In the first quarter, retail sales — which now generate 70 percent of the business — increased by 14 percent and the fastest-growing categories remain core outerwear, large leather goods, men’s tailoring and accessories.

Burberry said the quarterly growth came partly from Asia-Pacific, where sales advanced 20.6 percent, and Europe, where sales were up 10.3 percent. Cartwright added that, in China, comparative retail growth was in the “midteens,” while in Europe — and especially the U.K., France and Germany —tourists were driving the revenue increases.
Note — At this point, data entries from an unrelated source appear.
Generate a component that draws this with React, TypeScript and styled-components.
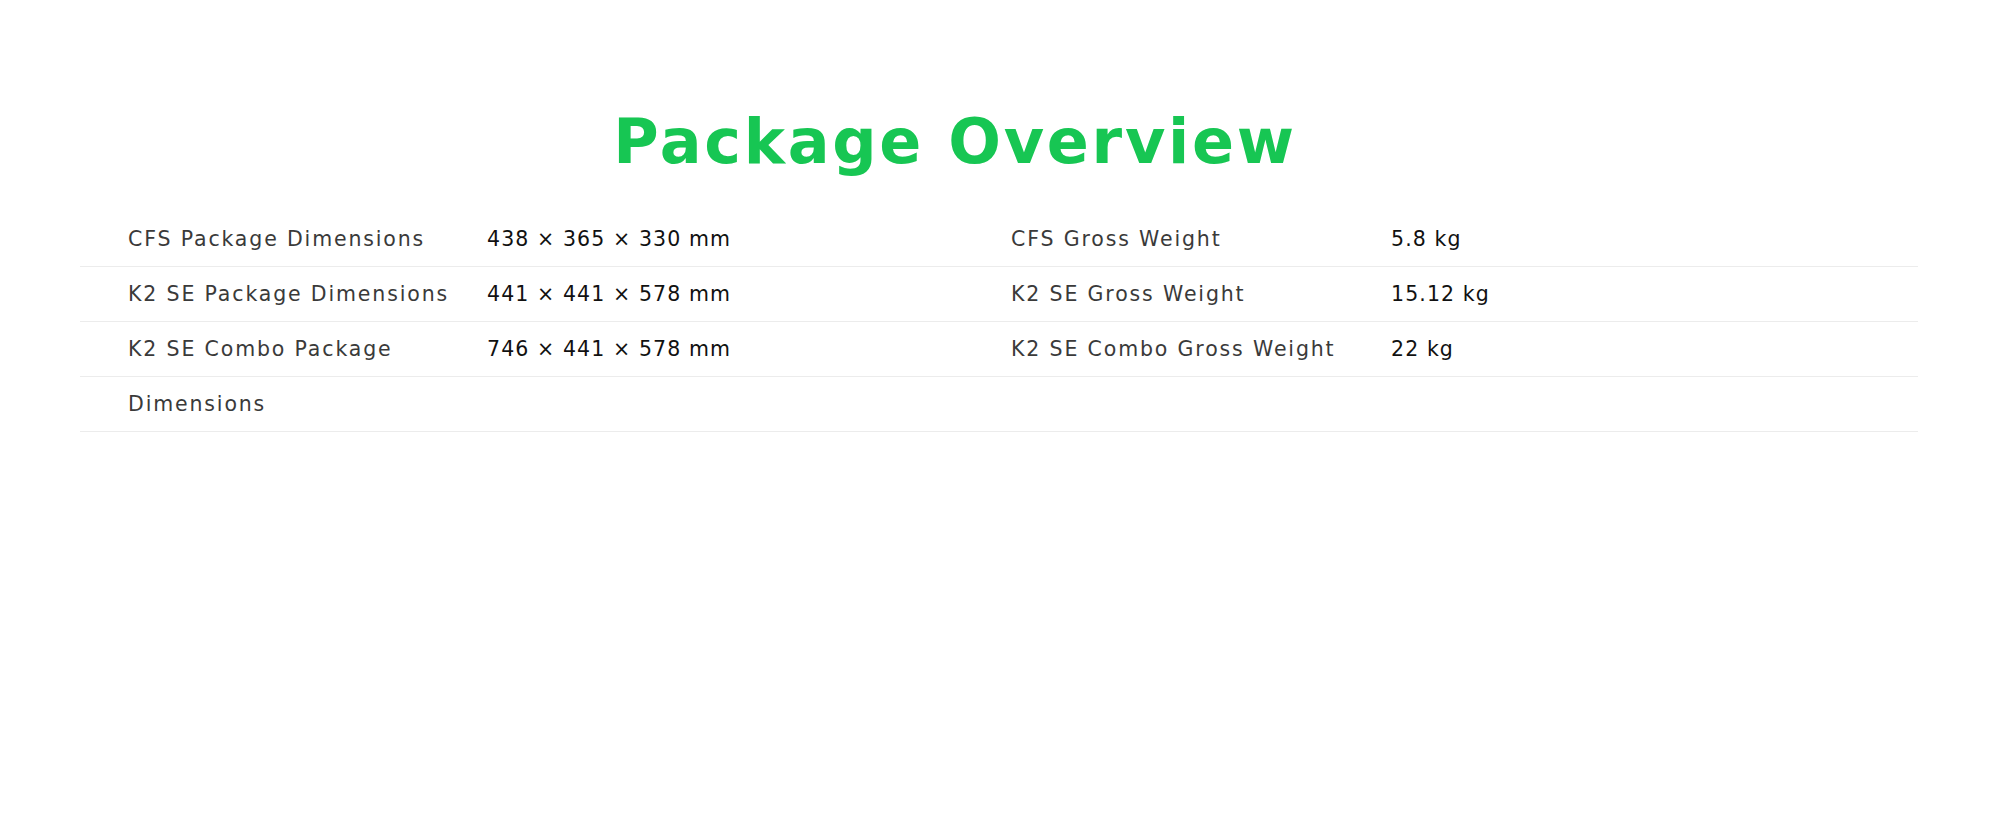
import React from "react";
import styled, { createGlobalStyle } from "styled-components";

const GlobalStyle = createGlobalStyle`
  html, body {
    margin: 0;
    padding: 0;
    background: #ffffff;
  }
  body {
    font-family: "DejaVu Sans", "Liberation Sans", sans-serif;
    -webkit-font-smoothing: antialiased;
  }
`;

const Page = styled.main`
  width: 2000px;
  height: 820px;
  box-sizing: border-box;
  padding: 105px 82px 0 80px;
  display: flex;
  flex-direction: column;
`;

const Header = styled.header`
  display: flex;
  justify-content: center;
  padding-right: 88px;
  margin-bottom: 33px;
`;

const Title = styled.h1`
  margin: 0;
  font-family: "DejaVu Sans", "Liberation Sans", sans-serif;
  font-weight: 700;
  font-size: 62px;
  line-height: 74px;
  letter-spacing: 2.7px;
  color: #17c653;
`;

const SpecTable = styled.section`
  display: flex;
  flex-direction: column;
  background-image: repeating-linear-gradient(
    to bottom,
    transparent 0px,
    transparent 54px,
    #ececec 54px,
    #ececec 55px
  );
`;

const Row = styled.div`
  display: grid;
  grid-template-columns: 359px 524px 380px 1fr;
  padding-left: 48px;
  align-items: start;
`;

const Label = styled.div`
  font-family: "DejaVu Sans", "Liberation Sans", sans-serif;
  font-weight: 400;
  font-size: 20.5px;
  line-height: 55px;
  letter-spacing: 1.85px;
  color: #3a3a3a;
`;

const Value = styled.div`
  font-family: "DejaVu Sans", "Liberation Sans", sans-serif;
  font-weight: 400;
  font-size: 20.5px;
  line-height: 55px;
  letter-spacing: 1.1px;
  color: #111111;
`;

const rows = [
  {
    l1: "CFS Package Dimensions",
    v1: "438 × 365 × 330 mm",
    l2: "CFS Gross Weight",
    v2: "5.8 kg",
  },
  {
    l1: "K2 SE Package Dimensions",
    v1: "441 × 441 × 578 mm",
    l2: "K2 SE Gross Weight",
    v2: "15.12 kg",
  },
  {
    l1: "K2 SE Combo Package Dimensions",
    v1: "746 × 441 × 578 mm",
    l2: "K2 SE Combo Gross Weight",
    v2: "22 kg",
  },
];

export default function App() {
  return (
    <>
      <GlobalStyle />
      <Page>
        <Header>
          <Title>Package Overview</Title>
        </Header>
        <SpecTable>
          {rows.map((r) => (
            <Row key={r.l1}>
              <Label>{r.l1}</Label>
              <Value>{r.v1}</Value>
              <Label>{r.l2}</Label>
              <Value>{r.v2}</Value>
            </Row>
          ))}
        </SpecTable>
      </Page>
    </>
  );
}
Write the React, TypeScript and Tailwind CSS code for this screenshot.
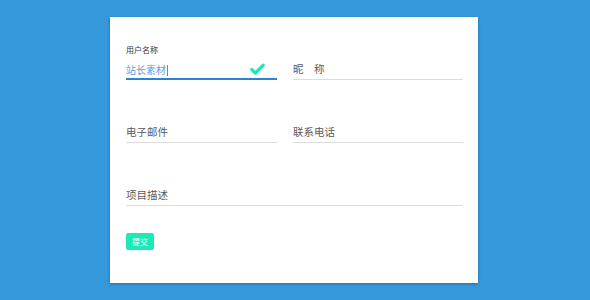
import { Check } from 'lucide-react';

const font = { fontFamily: '"Noto Sans CJK SC", "Noto Sans", sans-serif' };

function Field({ label, className = '' }: { label: string; className?: string }) {
  return (
    <div className={`h-[21px] flex items-center border-b border-[#dcdcdc] text-[10.5px] text-[#5a5a5a] ${className}`}>
      {label}
    </div>
  );
}

export default function App() {
  return (
    <div className="w-[590px] h-[300px] bg-[#3498db] pt-[17px]" style={font}>
      <div className="ml-[110px] w-[368px] h-[266px] bg-white shadow-[0_1px_3px_rgba(0,0,0,0.25)] pl-[16px] pt-[28px]">
        {/* row 1 */}
        <div className="flex gap-[16px]">
          <div className="w-[151px]">
            <div className="text-[8px] leading-[10px] text-[#333]">用户名称</div>
            <div className="mt-[5px] h-[20px] flex items-center justify-between border-b-2 border-[#2f80cf]">
              <span className="text-[10px] text-[#5b9ee0]">
                站长素材<span className="inline-block w-px h-[11px] bg-[#4a90d9] align-middle ml-px" />
              </span>
              <Check size={17} strokeWidth={4.5} className="text-[#1de9b6] mr-[11px]" />
            </div>
          </div>
          <div className="w-[170px] pt-[14px]">
            <Field label="昵　称" />
          </div>
        </div>

        {/* row 2 */}
        <div className="flex gap-[16px] mt-[42px]">
          <div className="w-[151px]">
            <Field label="电子邮件" />
          </div>
          <div className="w-[170px]">
            <Field label="联系电话" />
          </div>
        </div>

        {/* row 3 */}
        <div className="mt-[42px] w-[337px]">
          <Field label="项目描述" />
        </div>

        <button className="mt-[27px] w-[28px] h-[17px] rounded-[2px] bg-[#1de9b6] text-white text-[8px] leading-none flex items-center justify-center">
          提交
        </button>
      </div>
    </div>
  );
}
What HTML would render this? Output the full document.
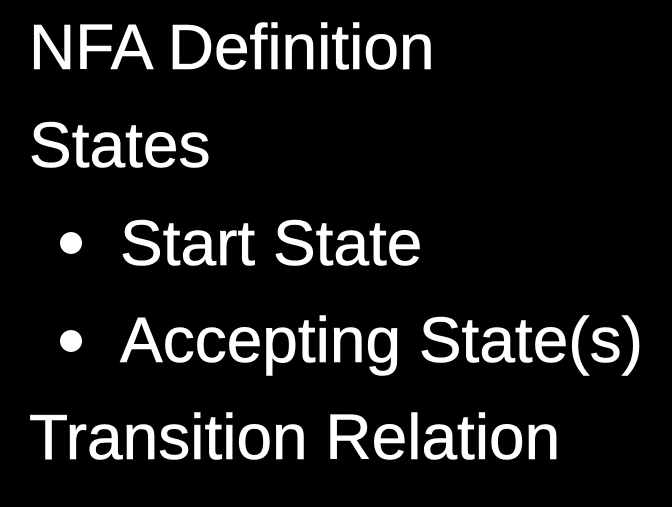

“It’s the traveling luxury consumer who is fueling growth in Europe — the growth is not coming from domestic customers,” she said. Italy and Korea remain weak.

In the Americas — where quarterly growth was 3.4 percent — Cartwright acknowledged that the brand continued to cull the number of wholesale accounts in favor of retail stores. “We’re managing inventory more tightly, and focusing on the top doors with the right adjacencies,” she said.

In the first quarter, Burberry’s average selling price increased in the mid- to high-single digits, as Burberry continues to de-emphasize its opening price point products in favor of higher-price categories.

As reported in May, Burberry plans to terminate its Nova Check, one of the firm’s early iconic patterns with a khaki background and burgundy, black and white stripes. The company said the Asia-made Nova Check accessories line is still a big, highly profitable business, but is no longer right for the brand.

“That has diluted some of the first-quarter figures,” said an industry observer. “But it was a deliberate choice by Burberry as they become more of a luxury brand.”

The company said global product licenses delivered double-digit growth, and that Japanese apparel royalty income was broadly unchanged. However, Japanese nonapparel income was down, largely reflecting the termination of certain licenses in June 2011.